I went home a tad less excited than the day before. But Wednesday came and off I went to pick up Zoey for our at home visit. I was excited once again. She was so beautiful, fluffy, and she loved her belly rubbed. That excitement dropped again though aboubt five miles up the interstate. She would not settle down or stop talking. Her paperwork said she was vocal, most husky can be. I just chalked it up to she was nervous. After all, she had been in and out of the shelter a couple times in the last 6 months.

What I thought was sweet in the visitation room soon became annoying. If I didn't keep rubbing her belly or some part of her, she whined, barked, and even nipped at me. I was not sure why her info said she liked riding. I still was willing to give her a try, she was so beautiful, I so wanted to make it work.

The shelter assistant warned me of Zoey's escape artist skills, so, when I arrived home, I drove inside the garage and shut the door even though it was a gorgeous day out. We let her out of the car - mistake #1. She took off into the house like a crazed animal. We had all we could do to catch her but not before she emptied her bladder twice. Once we managed to wrangle her in, I set right back outside with her for a nice long walk. I am sure she was enjoying the freedom from her shelter kennel and I thought a walk would do her good to use up that pent up energy.

Zoey loved it outside and she was excellent on the leash as long as we kept moving. But when we stopped to sit safely - which she did not like to do - while the occassional vehicle passed - she would cry, bark, and nip. As long as she was moving she was happy. Not once did she pull.

Two miles out we stopped for me to take a short break. We had just climbed a good sized hill. As I was catching my breathe, Zoey had a fit. She raced back and forth several times the short length of her lead then flopped to the ground and seemed to have a seizure. I am not sure it was one, but it seemed like one. Why she was squirming on the ground her lead became tangled and she nipped me, breaking the skin as I tried to free her leash from her legs.

My excitement about owning a dog was fading fast. But she was so beautiful and cuddly, when she wanted to be. After her episode we headed for home. She still remained great on leash as long as we didn't stop. Then came the other canines.

Besides being an escape artist, being vocal, and being anxious, Zoey does not like other dogs. We were okay with that since we don't have any other pets. But she went buzzerk when some other walkers approached from the opposite direction. I had to walk over the snowbank with her while holding on tight. She squirmed, barked, howled, growled and tried with all her might to get free. I had to ask the others to pass quickly so this ordeal could end.

About a quarter of a mile to home, Bruce met us. He asked how it was going. All I said was, "I am ready to take her back."

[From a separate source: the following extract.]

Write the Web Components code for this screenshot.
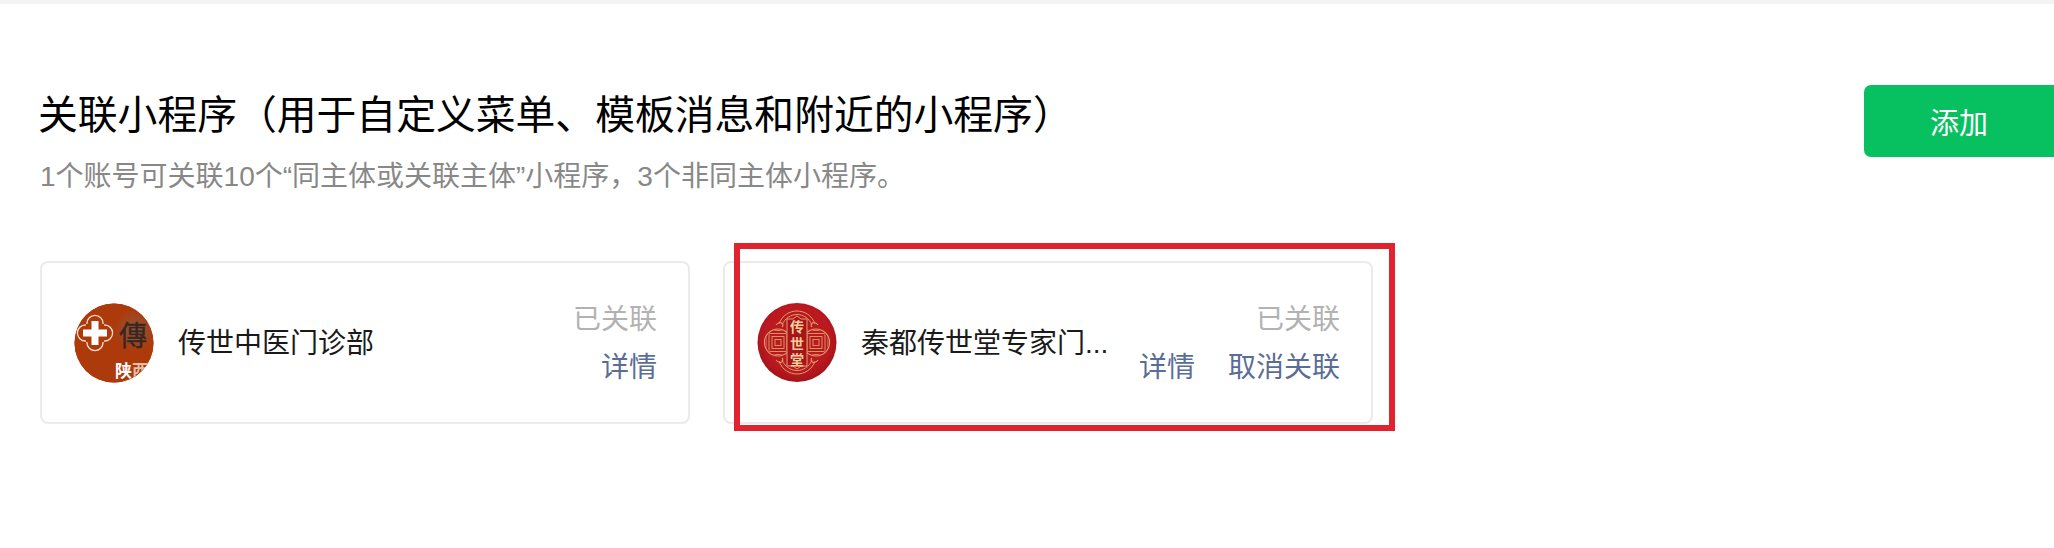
<!DOCTYPE html>
<html lang="zh-CN">
<head>
<meta charset="utf-8">
<title>关联小程序</title>
<style>
  html, body { margin: 0; background: #fff; }
  body { font-family: "Liberation Sans", "Noto Sans CJK SC", sans-serif; overflow: hidden; }
</style>
</head>
<body>
<bind-section>
  <span slot="title">关联小程序（用于自定义菜单、模板消息和附近的小程序）</span>
  <span slot="desc">1个账号可关联10个“同主体或关联主体”小程序，3个非同主体小程序。</span>
  <green-button slot="action">添加</green-button>

  <bind-card name="传世中医门诊部">
    <clinic-logo slot="logo"></clinic-logo>
    <a-link>详情</a-link>
  </bind-card>

  <bind-card name="秦都传世堂专家门..." marked>
    <seal-logo slot="logo"></seal-logo>
    <a-link>详情</a-link>
    <a-link>取消关联</a-link>
  </bind-card>
</bind-section>

<script>
// Section : bandeau gris, en-tete (titre + bouton), puis la rangee de cartes
class BindSection extends HTMLElement {
  constructor() {
    super();
    this.attachShadow({ mode: 'open' }).innerHTML = `
      <style>
        :host { display: block; height: 548px; box-sizing: border-box; border-top: 4px solid #f3f4f5; padding: 81px 0 0 40px; }
        header { display: flex; justify-content: space-between; align-items: flex-start; }
        h2 { margin: 1px 0 0 -2px; font-size: 39.8px; line-height: 58px; font-weight: 400; color: #000; white-space: nowrap; }
        p { margin: 13px 0 0; font-size: 28px; line-height: 40px; color: #888; white-space: nowrap; }
        .cards { display: flex; gap: 33px; margin-top: 64px; }
      </style>
      <header>
        <div>
          <h2><slot name="title"></slot></h2>
          <p><slot name="desc"></slot></p>
        </div>
        <slot name="action"></slot>
      </header>
      <div class="cards"><slot></slot></div>`;
  }
}

class GreenButton extends HTMLElement {
  constructor() {
    super();
    this.attachShadow({ mode: 'open' }).innerHTML = `
      <style>
        :host { display: flex; align-items: center; justify-content: center; width: 190px; height: 72px;
                background: #07c160; color: #fff; font-size: 29px; border-radius: 7px 0 0 7px; }
      </style>
      <slot></slot>`;
  }
}

class ALink extends HTMLElement {
  constructor() {
    super();
    this.attachShadow({ mode: 'open' }).innerHTML = `
      <style>:host { display: inline-block; color: #5a6d96; font-size: 28px; line-height: 40px; }</style>
      <slot></slot>`;
  }
}

// Carte d'un mini-programme. L'attribut "marked" ajoute le cadre rouge d'annotation.
class BindCard extends HTMLElement {
  constructor() {
    super();
    const name = this.getAttribute('name') || '';
    this.attachShadow({ mode: 'open' }).innerHTML = `
      <style>
        :host { display: flex; position: relative; align-items: center; width: 650px; height: 163px; box-sizing: border-box;
                border: 2px solid #ebebeb; border-radius: 8px; padding: 0 31px 0 32px; }
        .name { margin-left: 24px; padding-top: 2px; flex: 1; font-size: 28px; line-height: 40px; color: #1a1a1a; white-space: nowrap; }
        .side { display: flex; flex-direction: column; align-items: flex-end; gap: 8px; padding-top: 3px; }
        .status { font-size: 28px; line-height: 40px; color: #b2b2b2; }
        .ops { display: flex; gap: 33px; }
        .mark { display: none; position: absolute; left: 9px; top: -20px; width: 661px; height: 188px;
                box-sizing: border-box; border: 6px solid #e1222f; }
        :host([marked]) .mark { display: block; }
      </style>
      <slot name="logo"></slot>
      <div class="name">${name}</div>
      <div class="side">
        <div class="status">已关联</div>
        <div class="ops"><slot></slot></div>
      </div>
      <div class="mark"></div>`;
  }
}

// Logo rond brun : croix blanche dans une fleur, caractere calligraphie
class ClinicLogo extends HTMLElement {
  constructor() {
    super();
    this.attachShadow({ mode: 'open' }).innerHTML = `
      <style>:host { display: block; width: 80px; height: 80px; flex: none; } svg { display: block; }</style>
      <svg width="80" height="80" viewBox="0 0 80 80">
        <defs>
          <clipPath id="c"><circle cx="40" cy="40" r="39.500"/></clipPath>
          <radialGradient id="g" cx="76%" cy="34%" r="26%">
            <stop offset="0" stop-color="#8a5a44"/><stop offset="1" stop-color="#ad3a0b"/>
          </radialGradient>
        </defs>
        <g clip-path="url(#c)">
          <rect width="80" height="80" fill="#ad3a0b"/>
          <rect width="80" height="80" fill="url(#g)"/>
          <!-- fleur : quatre lobes a contour blanc, l'interieur recouvre les traits -->
          <g fill="none" stroke="#f6dccb" stroke-width="1.500">
            <circle cx="21" cy="20.500" r="8"/><circle cx="21" cy="39.500" r="8"/>
            <circle cx="11.500" cy="30" r="8"/><circle cx="30.500" cy="30" r="8"/>
          </g>
          <g fill="#ad3a0b">
            <circle cx="21" cy="20.500" r="7.200"/><circle cx="21" cy="39.500" r="7.200"/>
            <circle cx="11.500" cy="30" r="7.200"/><circle cx="30.500" cy="30" r="7.200"/>
            <rect x="12" y="21" width="18" height="18"/>
          </g>
          <path d="M17.500 18h7v8.500h8.500v7h-8.500v8.500h-7v-8.500h-8.500v-7h8.500z" fill="#fff"/>
          <text x="45" y="43" font-size="28" fill="#3a2620" stroke="#3a2620" stroke-width=".4" font-family="Noto Sans CJK TC, sans-serif">傳</text>
          <text x="41" y="74" font-size="17" font-weight="700" fill="#fff" font-family="Noto Sans CJK SC, sans-serif">陕<tspan fill="#e3bda8">西</tspan></text>
        </g>
      </svg>`;
  }
}

// Logo rond rouge : motif dore en treillis, panneau central vertical
class SealLogo extends HTMLElement {
  constructor() {
    super();
    // un carre de treillis concentrique, repete de chaque cote
    const lattice = (cx) => [12, 9, 6, 3].map(s =>
      `<rect x="${cx - s}" y="${39.5 - s}" width="${s * 2}" height="${s * 2}"/>`).join('');
    const gold = '#d8a06c';
    this.attachShadow({ mode: 'open' }).innerHTML = `
      <style>:host { display: block; width: 80px; height: 80px; flex: none; } svg { display: block; }</style>
      <svg width="80" height="80" viewBox="0 0 80 80">
        <defs>
          <radialGradient id="r" cx="50%" cy="45%" r="55%">
            <stop offset=".75" stop-color="#bb191f"/><stop offset="1" stop-color="#a3141a"/>
          </radialGradient>
          <clipPath id="l"><circle cx="21" cy="39.500" r="12.500"/><circle cx="59" cy="39.500" r="12.500"/></clipPath>
        </defs>
        <circle cx="40" cy="39.500" r="39.500" fill="url(#r)"/>
        <!-- arcs concentriques en haut et en bas -->
        <g fill="none" stroke="${gold}" stroke-width="1">
          <path d="M22 21C25 12 33 8 40 8s15 4 18 13"/>
          <path d="M25 22C28 15 34 11.500 40 11.500s12 3.500 15 10.500"/>
          <path d="M22 58C25 67 33 71 40 71s15-4 18-13"/>
          <path d="M25 57C28 64 34 67.500 40 67.500s12-3.500 15-10.500"/>
        </g>
        <!-- lobes lateraux -->
        <g fill="none" stroke="${gold}" stroke-width="1.100">
          <circle cx="21" cy="39.500" r="13.500"/><circle cx="59" cy="39.500" r="13.500"/>
          <path d="M19 22c4-5 9-1 6 2M61 22c-4-5-9-1-6 2M19 57c4 5 9 1 6-2M61 57c-4 5-9 1-6-2"/>
        </g>
        <g fill="none" stroke="${gold}" stroke-width=".9" clip-path="url(#l)">${lattice(21)}${lattice(59)}</g>
        <!-- panneau central -->
        <path d="M40 13l4 3h6v47h-6l-4 3-4-3h-6V16h6z" fill="#a8141a" stroke="${gold}" stroke-width="1"/>
        <text x="40" y="17" font-size="14" font-weight="700" fill="#f4cf9a" text-anchor="start"
              style="writing-mode:vertical-rl;letter-spacing:2.500px" font-family="Noto Sans CJK SC, sans-serif">传世堂</text>
      </svg>`;
  }
}

customElements.define('bind-section', BindSection);
customElements.define('green-button', GreenButton);
customElements.define('a-link', ALink);
customElements.define('bind-card', BindCard);
customElements.define('clinic-logo', ClinicLogo);
customElements.define('seal-logo', SealLogo);
</script>
</body>
</html>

We finished the walk and once in the driveway she seemed to settle down for a brief moment to enjoy the sun.

We didn't have to return her until 5pm, it was only noon. But even I knew when it was time to say, "No."

As much as I wanted to adopt Zoey, I knew I would not be able to handle all her special needs and requirements. I had fallen in love with her beauty but I knew I was not strong enough to work past what she needed to have a good life.

It seems I have made several posts since I started writing about knowing when to say enough is enough. Just last week I wrote about being okay if I didn't summit. A small part of me still thinks that is quitting. I have never been a quitter. But is it really quitting? We condition ourselves at a young age that we must succeed no matter what we do at all costs. Is that setting us up to fail though? Who wants to try new things with the pressure of must succeeding? I am all for doing whatever it takes to succeed, as long as the goal is something that you truly value and it is okay to change one's mind if part way through one discovers this really isn't for me. So, is it really quitting? Nah, it's a good choice, so you can spend your energy figuring out your next big adventure.

So, we said, "No." to adopting Zoey. We were not her forever home. I checked the BHS adoption page and she was not there. Good for her. I am sure someone will give her what she needs, but as for us, we had to say no.